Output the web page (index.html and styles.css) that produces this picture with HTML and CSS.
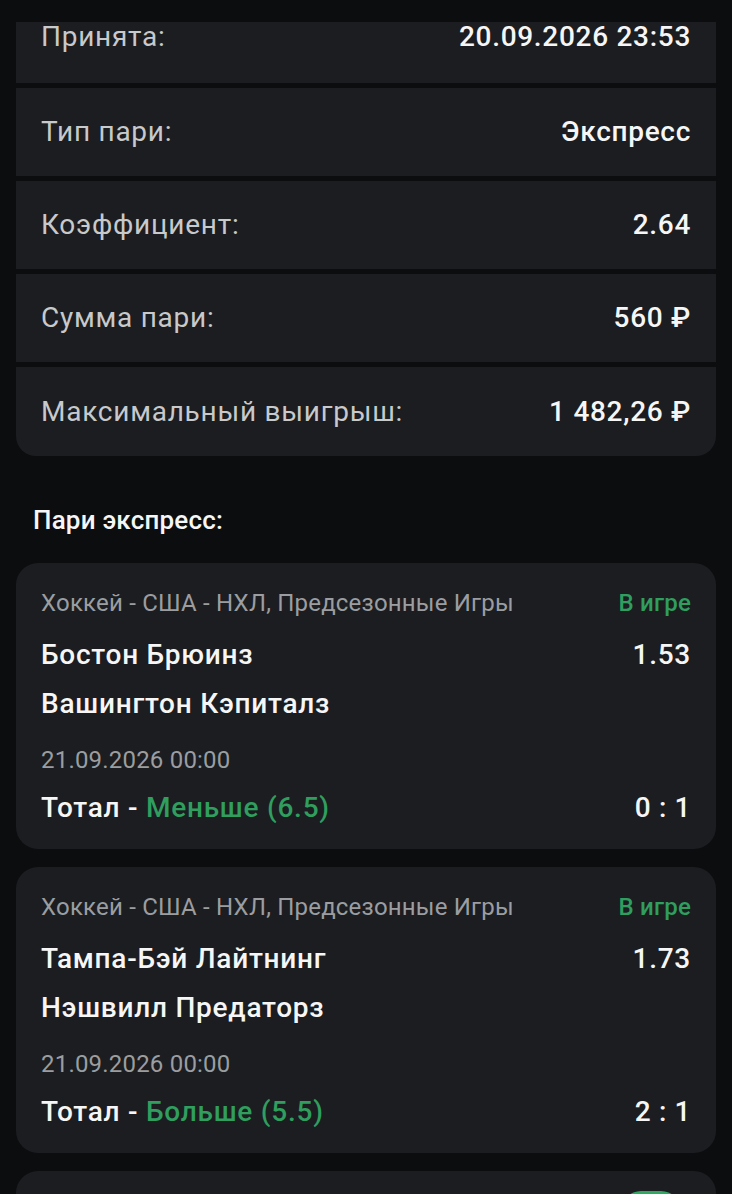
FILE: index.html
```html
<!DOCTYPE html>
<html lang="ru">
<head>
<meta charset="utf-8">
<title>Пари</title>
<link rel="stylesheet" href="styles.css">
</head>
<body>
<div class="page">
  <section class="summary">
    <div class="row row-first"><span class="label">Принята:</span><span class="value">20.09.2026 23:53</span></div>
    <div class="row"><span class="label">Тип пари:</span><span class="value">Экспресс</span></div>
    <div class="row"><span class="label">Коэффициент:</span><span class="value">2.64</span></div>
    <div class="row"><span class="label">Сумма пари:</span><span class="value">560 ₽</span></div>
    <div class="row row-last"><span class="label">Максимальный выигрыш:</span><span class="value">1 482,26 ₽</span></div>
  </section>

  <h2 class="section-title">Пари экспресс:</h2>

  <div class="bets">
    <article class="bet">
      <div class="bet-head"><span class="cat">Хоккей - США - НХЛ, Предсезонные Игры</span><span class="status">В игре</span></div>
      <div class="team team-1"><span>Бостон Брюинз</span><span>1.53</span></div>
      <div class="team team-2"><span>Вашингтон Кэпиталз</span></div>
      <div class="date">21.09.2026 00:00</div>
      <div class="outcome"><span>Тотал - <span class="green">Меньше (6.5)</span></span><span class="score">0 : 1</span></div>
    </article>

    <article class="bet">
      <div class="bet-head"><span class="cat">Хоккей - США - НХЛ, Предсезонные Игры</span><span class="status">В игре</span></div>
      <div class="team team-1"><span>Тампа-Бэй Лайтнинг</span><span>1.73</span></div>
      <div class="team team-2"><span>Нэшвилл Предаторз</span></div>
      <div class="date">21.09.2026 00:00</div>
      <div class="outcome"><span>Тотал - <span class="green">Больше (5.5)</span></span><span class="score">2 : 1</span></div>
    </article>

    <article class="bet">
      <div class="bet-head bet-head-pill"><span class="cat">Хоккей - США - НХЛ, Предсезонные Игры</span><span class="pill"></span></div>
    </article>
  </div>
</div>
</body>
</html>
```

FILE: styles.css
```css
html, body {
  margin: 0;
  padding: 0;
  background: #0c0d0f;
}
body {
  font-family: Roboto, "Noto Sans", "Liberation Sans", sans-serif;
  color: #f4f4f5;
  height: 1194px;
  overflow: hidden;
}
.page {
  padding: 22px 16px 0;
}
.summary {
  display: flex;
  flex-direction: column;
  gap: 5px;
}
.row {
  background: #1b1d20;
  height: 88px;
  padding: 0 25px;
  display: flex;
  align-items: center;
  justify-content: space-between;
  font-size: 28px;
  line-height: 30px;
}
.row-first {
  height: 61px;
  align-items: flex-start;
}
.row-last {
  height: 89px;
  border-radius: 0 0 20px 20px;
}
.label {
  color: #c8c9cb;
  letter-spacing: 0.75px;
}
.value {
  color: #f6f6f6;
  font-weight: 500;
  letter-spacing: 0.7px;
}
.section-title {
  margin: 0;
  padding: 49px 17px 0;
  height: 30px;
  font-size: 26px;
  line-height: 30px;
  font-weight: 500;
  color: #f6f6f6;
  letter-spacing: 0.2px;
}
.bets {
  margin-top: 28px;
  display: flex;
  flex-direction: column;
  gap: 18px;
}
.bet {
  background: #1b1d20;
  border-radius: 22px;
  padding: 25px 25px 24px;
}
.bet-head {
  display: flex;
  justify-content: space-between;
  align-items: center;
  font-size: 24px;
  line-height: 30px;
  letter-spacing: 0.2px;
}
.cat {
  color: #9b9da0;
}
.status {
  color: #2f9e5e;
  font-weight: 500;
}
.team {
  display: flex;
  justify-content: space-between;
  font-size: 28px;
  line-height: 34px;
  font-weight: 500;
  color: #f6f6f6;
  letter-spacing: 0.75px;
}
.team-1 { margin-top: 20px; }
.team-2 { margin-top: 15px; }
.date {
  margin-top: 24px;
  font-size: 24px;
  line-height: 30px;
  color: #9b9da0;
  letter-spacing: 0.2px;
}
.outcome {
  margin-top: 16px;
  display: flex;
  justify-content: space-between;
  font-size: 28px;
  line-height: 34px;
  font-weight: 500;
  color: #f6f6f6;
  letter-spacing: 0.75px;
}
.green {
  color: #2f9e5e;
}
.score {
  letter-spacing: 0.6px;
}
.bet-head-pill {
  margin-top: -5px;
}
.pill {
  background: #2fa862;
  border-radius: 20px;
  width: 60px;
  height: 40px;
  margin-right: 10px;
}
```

## What needs to be done
Return the full material word for word. Do not include the pictures.

## Task output
Output the web page (index.html and styles.css) that produces this picture with HTML and CSS.
FILE: index.html
```html
<!DOCTYPE html>
<html lang="ru">
<head>
<meta charset="utf-8">
<title>Пари</title>
<link rel="stylesheet" href="styles.css">
</head>
<body>
<div class="page">
  <section class="summary">
    <div class="row row-first"><span class="label">Принята:</span><span class="value">20.09.2026 23:53</span></div>
    <div class="row"><span class="label">Тип пари:</span><span class="value">Экспресс</span></div>
    <div class="row"><span class="label">Коэффициент:</span><span class="value">2.64</span></div>
    <div class="row"><span class="label">Сумма пари:</span><span class="value">560 ₽</span></div>
    <div class="row row-last"><span class="label">Максимальный выигрыш:</span><span class="value">1 482,26 ₽</span></div>
  </section>

  <h2 class="section-title">Пари экспресс:</h2>

  <div class="bets">
    <article class="bet">
      <div class="bet-head"><span class="cat">Хоккей - США - НХЛ, Предсезонные Игры</span><span class="status">В игре</span></div>
      <div class="team team-1"><span>Бостон Брюинз</span><span>1.53</span></div>
      <div class="team team-2"><span>Вашингтон Кэпиталз</span></div>
      <div class="date">21.09.2026 00:00</div>
      <div class="outcome"><span>Тотал - <span class="green">Меньше (6.5)</span></span><span class="score">0 : 1</span></div>
    </article>

    <article class="bet">
      <div class="bet-head"><span class="cat">Хоккей - США - НХЛ, Предсезонные Игры</span><span class="status">В игре</span></div>
      <div class="team team-1"><span>Тампа-Бэй Лайтнинг</span><span>1.73</span></div>
      <div class="team team-2"><span>Нэшвилл Предаторз</span></div>
      <div class="date">21.09.2026 00:00</div>
      <div class="outcome"><span>Тотал - <span class="green">Больше (5.5)</span></span><span class="score">2 : 1</span></div>
    </article>

    <article class="bet">
      <div class="bet-head bet-head-pill"><span class="cat">Хоккей - США - НХЛ, Предсезонные Игры</span><span class="pill"></span></div>
    </article>
  </div>
</div>
</body>
</html>
```

FILE: styles.css
```css
html, body {
  margin: 0;
  padding: 0;
  background: #0c0d0f;
}
body {
  font-family: Roboto, "Noto Sans", "Liberation Sans", sans-serif;
  color: #f4f4f5;
  height: 1194px;
  overflow: hidden;
}
.page {
  padding: 22px 16px 0;
}
.summary {
  display: flex;
  flex-direction: column;
  gap: 5px;
}
.row {
  background: #1b1d20;
  height: 88px;
  padding: 0 25px;
  display: flex;
  align-items: center;
  justify-content: space-between;
  font-size: 28px;
  line-height: 30px;
}
.row-first {
  height: 61px;
  align-items: flex-start;
}
.row-last {
  height: 89px;
  border-radius: 0 0 20px 20px;
}
.label {
  color: #c8c9cb;
  letter-spacing: 0.75px;
}
.value {
  color: #f6f6f6;
  font-weight: 500;
  letter-spacing: 0.7px;
}
.section-title {
  margin: 0;
  padding: 49px 17px 0;
  height: 30px;
  font-size: 26px;
  line-height: 30px;
  font-weight: 500;
  color: #f6f6f6;
  letter-spacing: 0.2px;
}
.bets {
  margin-top: 28px;
  display: flex;
  flex-direction: column;
  gap: 18px;
}
.bet {
  background: #1b1d20;
  border-radius: 22px;
  padding: 25px 25px 24px;
}
.bet-head {
  display: flex;
  justify-content: space-between;
  align-items: center;
  font-size: 24px;
  line-height: 30px;
  letter-spacing: 0.2px;
}
.cat {
  color: #9b9da0;
}
.status {
  color: #2f9e5e;
  font-weight: 500;
}
.team {
  display: flex;
  justify-content: space-between;
  font-size: 28px;
  line-height: 34px;
  font-weight: 500;
  color: #f6f6f6;
  letter-spacing: 0.75px;
}
.team-1 { margin-top: 20px; }
.team-2 { margin-top: 15px; }
.date {
  margin-top: 24px;
  font-size: 24px;
  line-height: 30px;
  color: #9b9da0;
  letter-spacing: 0.2px;
}
.outcome {
  margin-top: 16px;
  display: flex;
  justify-content: space-between;
  font-size: 28px;
  line-height: 34px;
  font-weight: 500;
  color: #f6f6f6;
  letter-spacing: 0.75px;
}
.green {
  color: #2f9e5e;
}
.score {
  letter-spacing: 0.6px;
}
.bet-head-pill {
  margin-top: -5px;
}
.pill {
  background: #2fa862;
  border-radius: 20px;
  width: 60px;
  height: 40px;
  margin-right: 10px;
}
```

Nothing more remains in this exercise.